Maybe it’s because I’ve sat in her courtroom for so many years covering all sorts of complex, often sensitive cases. But watching Speaker Karen Ramagge, until recently the first female Puisne Judge of the Supreme Court, take the chair for her maiden session in Parliament last week, the overwhelming sensation was one of gravitas.

The MPs were for the most part well behaved. There were a few slip-ups here and there, largely down to a lack of familiarity with terms and procedures. There was a brief flare-up when GSD MP Roy Clinton lost his temper, but it was rapidly defused with a fulsome apology.

The session was, as Chief Minister Fabian Picardo described it, mostly two days of “genteel sparring”, a parliamentary tutorial for the newcomers on both sides of the chamber.

In her interventions, Ms Ramagge left no doubt about who was in charge. When she was unimpressed by what she was hearing, her face said it all. But when she dipped in, she was firm yet moderate in reminding MPs – not just the new ones – to use proper terminology and keep their questions and answers concise and focused.

Like the other “freshers” on either side of the chamber – her word, not mine – she too is learning the ropes. But after years in court, her vast experience of shouldering the burden of judicial responsibility gives her an ample head start, not just in making fair rulings but in reminding MPs of the formality that must underpin all parliamentary exchanges, however fiery.

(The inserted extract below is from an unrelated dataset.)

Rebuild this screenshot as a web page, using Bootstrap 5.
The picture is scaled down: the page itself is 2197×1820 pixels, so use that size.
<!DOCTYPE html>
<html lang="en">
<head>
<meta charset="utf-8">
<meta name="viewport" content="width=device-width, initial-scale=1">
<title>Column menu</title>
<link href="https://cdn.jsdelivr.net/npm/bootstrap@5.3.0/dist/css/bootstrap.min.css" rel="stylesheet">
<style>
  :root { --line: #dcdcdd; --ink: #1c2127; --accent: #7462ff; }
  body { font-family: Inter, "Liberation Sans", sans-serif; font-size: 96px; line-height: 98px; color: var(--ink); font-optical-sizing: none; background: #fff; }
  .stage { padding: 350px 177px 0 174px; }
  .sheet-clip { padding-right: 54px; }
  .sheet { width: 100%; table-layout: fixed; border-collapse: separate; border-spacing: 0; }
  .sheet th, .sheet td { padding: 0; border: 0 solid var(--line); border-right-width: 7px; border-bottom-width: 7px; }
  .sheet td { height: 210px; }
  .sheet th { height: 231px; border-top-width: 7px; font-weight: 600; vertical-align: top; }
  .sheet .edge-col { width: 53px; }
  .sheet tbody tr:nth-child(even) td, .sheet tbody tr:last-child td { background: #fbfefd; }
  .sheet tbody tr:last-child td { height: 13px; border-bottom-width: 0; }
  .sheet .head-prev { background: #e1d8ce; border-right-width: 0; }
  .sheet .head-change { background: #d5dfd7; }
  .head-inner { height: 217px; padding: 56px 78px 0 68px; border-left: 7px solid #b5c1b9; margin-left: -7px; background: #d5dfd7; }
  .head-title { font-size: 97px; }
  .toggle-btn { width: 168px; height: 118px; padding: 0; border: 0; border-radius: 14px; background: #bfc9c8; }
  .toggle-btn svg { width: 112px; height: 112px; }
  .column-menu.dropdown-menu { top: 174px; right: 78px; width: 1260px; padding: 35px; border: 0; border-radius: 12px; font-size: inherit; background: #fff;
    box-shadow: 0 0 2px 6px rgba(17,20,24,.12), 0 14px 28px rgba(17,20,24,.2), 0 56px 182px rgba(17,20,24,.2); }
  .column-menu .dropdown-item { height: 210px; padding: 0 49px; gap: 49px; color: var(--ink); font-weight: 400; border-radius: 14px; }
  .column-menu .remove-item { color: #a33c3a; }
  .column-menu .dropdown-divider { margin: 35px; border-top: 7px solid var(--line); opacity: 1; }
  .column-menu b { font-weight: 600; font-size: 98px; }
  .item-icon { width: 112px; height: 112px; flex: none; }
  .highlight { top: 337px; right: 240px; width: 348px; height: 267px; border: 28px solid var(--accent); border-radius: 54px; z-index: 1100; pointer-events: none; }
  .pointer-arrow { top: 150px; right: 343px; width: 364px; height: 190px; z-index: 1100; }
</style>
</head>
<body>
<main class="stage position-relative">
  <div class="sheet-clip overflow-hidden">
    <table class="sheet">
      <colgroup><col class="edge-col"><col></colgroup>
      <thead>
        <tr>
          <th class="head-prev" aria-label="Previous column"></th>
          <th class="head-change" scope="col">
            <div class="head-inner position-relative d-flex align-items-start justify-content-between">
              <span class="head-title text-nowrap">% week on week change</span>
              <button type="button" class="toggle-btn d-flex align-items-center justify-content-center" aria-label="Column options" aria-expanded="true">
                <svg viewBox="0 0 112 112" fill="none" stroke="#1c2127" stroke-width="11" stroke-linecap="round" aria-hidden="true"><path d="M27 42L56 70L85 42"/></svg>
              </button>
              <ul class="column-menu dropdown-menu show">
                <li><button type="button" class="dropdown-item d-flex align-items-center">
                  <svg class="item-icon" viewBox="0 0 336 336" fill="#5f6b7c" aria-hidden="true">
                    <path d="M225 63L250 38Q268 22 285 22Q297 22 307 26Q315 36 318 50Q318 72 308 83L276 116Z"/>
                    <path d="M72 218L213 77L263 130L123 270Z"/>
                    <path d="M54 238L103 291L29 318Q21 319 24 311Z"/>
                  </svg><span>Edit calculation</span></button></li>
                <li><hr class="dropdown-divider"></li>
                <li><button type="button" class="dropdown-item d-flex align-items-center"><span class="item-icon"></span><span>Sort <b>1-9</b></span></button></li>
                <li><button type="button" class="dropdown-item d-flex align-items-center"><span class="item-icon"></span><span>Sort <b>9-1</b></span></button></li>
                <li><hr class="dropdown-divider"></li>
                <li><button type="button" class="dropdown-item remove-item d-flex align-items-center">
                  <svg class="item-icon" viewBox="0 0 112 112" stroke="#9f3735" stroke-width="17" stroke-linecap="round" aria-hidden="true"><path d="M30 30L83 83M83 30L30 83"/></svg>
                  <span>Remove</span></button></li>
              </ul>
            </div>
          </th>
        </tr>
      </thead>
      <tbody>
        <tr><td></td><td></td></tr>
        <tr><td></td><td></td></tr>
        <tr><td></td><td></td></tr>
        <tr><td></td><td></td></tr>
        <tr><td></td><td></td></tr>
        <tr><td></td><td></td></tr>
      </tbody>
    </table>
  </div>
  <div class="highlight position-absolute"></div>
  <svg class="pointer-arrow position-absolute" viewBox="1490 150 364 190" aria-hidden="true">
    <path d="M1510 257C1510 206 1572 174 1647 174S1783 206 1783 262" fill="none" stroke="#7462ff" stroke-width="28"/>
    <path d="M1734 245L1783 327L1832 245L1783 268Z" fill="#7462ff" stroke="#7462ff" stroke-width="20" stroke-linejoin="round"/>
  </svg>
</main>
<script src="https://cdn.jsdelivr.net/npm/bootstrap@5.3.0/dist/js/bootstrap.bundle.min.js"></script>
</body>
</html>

That’s probably a good thing in a place that has, on past occasions, often slipped into petty, tiresome exchanges at best, visceral, chaotic face-offs at worst. The sense we got last week was that Ms Ramagge will not entertain jousting on those terms.

The Speaker’s role, of course, is different to that of a judge, and the trick for Ms Ramagge will be to keep order while allowing the robust exchanges vital to our parliamentary democracy.

Time will tell how she gets on but after nearly two decades closely watching MPs in the chamber, something tells me she’ll do very well.